September the eleventh has come and gone, and I have managed to refrain from saying much until now. At this point, I don't think it's disrespectful to discuss the very difficult issues that the anniversary of eleven years and two days ago brings about. It may be odd, but I prefer to give a little space when I deem necessary, as opposed to bowling people over at a sensitive time.
Unfortunately, this year brought more pain and suffering, as there were attacks on US embassies in the middle east, most notably Benghazi. This was after a trailer of a movie the Innocence of Muslims by "Sam Bacile" and promoted by Terry Jones, the Florida Quran-burning pastor (note, I'm choosing not to link any of this, as it's pretty vile, in my opinion; feel free to check Google, but I'm not going to promote them more than simply stating facts). It has yet to be proven that the attacks were connected to the movie, or even planned attacks (as opposed to protests that were "lucky" and got out of control), but whatever the connections, the date was not a good one. Not that there's ever a good time for attacks, but hopefully you get what I mean.

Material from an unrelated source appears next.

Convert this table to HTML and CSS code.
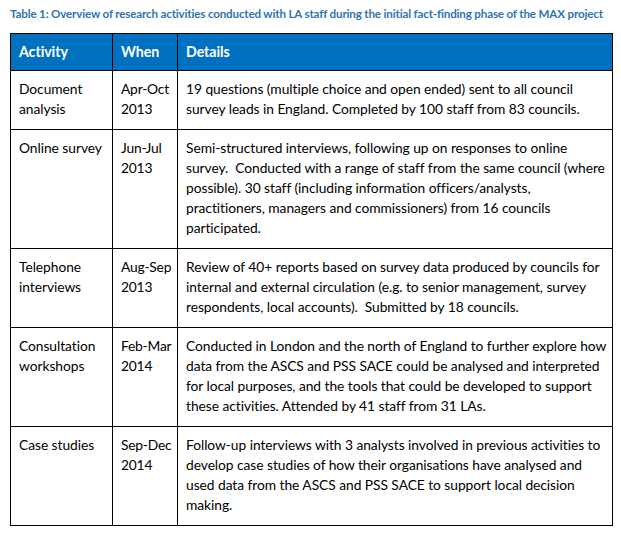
FILE: index.html
```html
<!DOCTYPE html>
<html>
<head>
<meta charset="utf-8">
<link rel="stylesheet" href="styles.css">
</head>
<body>
<p class="caption">Table 1: Overview of research activities conducted with LA staff during the initial fact-finding phase of the MAX project</p>
<table class="tbl">
  <colgroup>
    <col class="c1"><col class="c2"><col class="c3">
  </colgroup>
  <thead>
    <tr><th>Activity</th><th>When</th><th>Details</th></tr>
  </thead>
  <tbody>
    <tr>
      <td>Document<br>analysis</td>
      <td>Apr-Oct<br>2013</td>
      <td>19 questions (multiple choice and open ended) sent to all council<br>survey leads in England. Completed by 100 staff from 83 councils.</td>
    </tr>
    <tr>
      <td>Online survey</td>
      <td>Jun-Jul<br>2013</td>
      <td>Semi-structured interviews, following up on responses to online<br>survey.&nbsp; Conducted with a range of staff from the same council (where<br>possible). 30 staff (including information officers/analysts,<br>practitioners, managers and commissioners) from 16 councils<br>participated.</td>
    </tr>
    <tr>
      <td>Telephone<br>interviews</td>
      <td>Aug-Sep<br>2013</td>
      <td>Review of 40+ reports based on survey data produced by councils for<br>internal and external circulation (e.g. to senior management, survey<br>respondents, local accounts).&nbsp; Submitted by 18 councils.</td>
    </tr>
    <tr>
      <td>Consultation<br>workshops</td>
      <td>Feb-Mar<br>2014</td>
      <td>Conducted in London and the north of England to further explore how<br>data from the ASCS and PSS SACE could be analysed and interpreted<br>for local purposes, and the tools that could be developed to support<br>these activities. Attended by 41 staff from 31 LAs.</td>
    </tr>
    <tr>
      <td>Case studies</td>
      <td>Sep-Dec<br>2014</td>
      <td>Follow-up interviews with 3 analysts involved in previous activities to<br>develop case studies of how their organisations have analysed and<br>used data from the ASCS and PSS SACE to support local decision<br>making.</td>
    </tr>
  </tbody>
</table>
</body>
</html>
```
FILE: styles.css
```css
html, body {
  margin: 0;
  padding: 0;
  background: #ffffff;
}
body {
  padding: 7px 10px 0 10px;
  font-family: Lato, "Open Sans", sans-serif;
  color: #000000;
}
.caption {
  margin: 0 0 12px 0;
  font-size: 11.6px;
  font-weight: bold;
  color: #2e74b5;
  line-height: 14px;
  letter-spacing: -0.16px;
  white-space: nowrap;
}
.tbl {
  border-collapse: collapse;
  width: 602px;
  table-layout: fixed;
  font-size: 13.8px;
  line-height: 20px;
  letter-spacing: -0.05px;
}
.c1 { width: 102px; }
.c2 { width: 65px; }
.c3 { width: 435px; }
.tbl th, .tbl td {
  border: 1px solid #000;
  text-align: left;
  vertical-align: top;
  white-space: nowrap;
  padding: 8px 8px 10px 8px;
}
.tbl td:nth-child(2) {
  padding-left: 8px;
  padding-right: 2px;
  letter-spacing: -0.2px;
}
.tbl th {
  background: #0070c0;
  color: #ffffff;
  font-weight: bold;
  font-size: 14.2px;
  padding: 8px 8px 8px 8px;
  height: 19px;
}
```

There's no question that the movie- reprehensible as it may be- is legal in the US and is protected speech, which is part of what makes it so hard for the rest of the world to understand. We love our free speech here, to the point where we along what many other nations would consider hate speech, and with no repercussions to boot. We also have the freedom of religion that lets us worship, pray, and believe however we choose, and the freedom to believe in nothing at all. What we haven't quite figured out yet- and granted, we are a relatively young nation- is how to balance these rights with the responsibility to not be jerks, and to tolerate and even embrace others' beliefs. I've talked about this before, and I'll talk about it again, but there is no right that does not carry with it some responsibility, also.
And this is where it gets tough. After September eleventh, we hurt mightily as a nation and we had every right to do that. We had the responsibility to not take that hurt and behave like a wounded beast and attack whatever was closest. We had the responsibility to not use our hurt to fuel our hate against people who don't believe the same as us, at home and abroad. We had the responsibility to not use superficial appearances as a reason for revenge against innocent individuals. We abused our rights in the wake of 9-11, and we are continuing to ignore our responsibilities to the world. These responsibilities are greater yet, due to our *massively* over-powering military force in comparison to the rest of the world.
If we as a nation are ever not going to be at war again, we have got to start to understand the implications of our actions, and the entitlement of others to the same rights that we enjoy. At this moment, let's stand up and act as the bigger nation that we are. To all those nations that felt attacked by the movie, they felt that they were attacked by the whole US, as in their country a video like this never would have made the light of day, and it's very possible they reacted as though that were the case. Let's show them the benefits of our rights, so that they might embrace the ideals behind those right and push for them inside their own country. Let us remember to give them the benefit of the doubt. Let us remember to be humane, and recognize the humanity in others. Is their action excusable? No, by no means. Is it understandable? Most definitely.